BROWN: On February 13th, 1990 the National Symphony Orchestra came to Moscow, and returning as their conductor was Mstislav Rostropovich. It was the first time he had been back in the Soviet Union since he had been exiled. Years earlier, when he and his wife Galina Vishnevskaya were traveling abroad, his passport and his citizenship had been taken away, but during that period, he had done well. He was now the conductor of the National Symphony Orchestra. So his return was a highly symbolic event.
I went to the airport with the ambassador and the minister of culture for his arrival and he was greeted by a mass of journalists and well-wishers. I knew his sister and her husband quite well, so we were swept up in the arrival of the orchestra. There were press conferences and luncheons in his honor and two concerts.
At the first concert, he conducted the same program as the last time he had conducted on that stage before he went into exile - Tchaikovsky's Symphony No. 6 and Shostakovich. Shostakovich was one of his mentors, so there was symbolism all over the place.
The audience included, in a special box, Raisa Gorbachev [wife of Mikhail Gorbachev]. He did a number of encores. All of the encores were by Russian composers until the very last which he didn't introduce at all. He simply turned, picked up his baton and conducted the orchestra in "Stars and Stripes Forever." The message was clear. All the other music was Russian. That's where he came from. What he knew best was Russian music. But the final encore said something about where he was now. Politically he was now an American, Stars and Stripes Forever.

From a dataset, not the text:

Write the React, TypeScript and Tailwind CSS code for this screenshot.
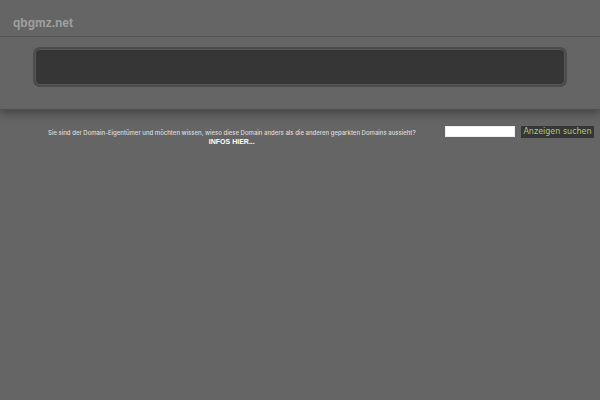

People stood and clapped rhythmically. It was a moving event. The next night, he not only conducted but he played the Dvorak Cello Concerto, one of the pieces he had recorded and one of the most famous pieces for cello. Then he went on to Leningrad and did another performance there.
If you didn't know it before, you knew by then -- that things were changing in the political world. And what better medium to express it than music?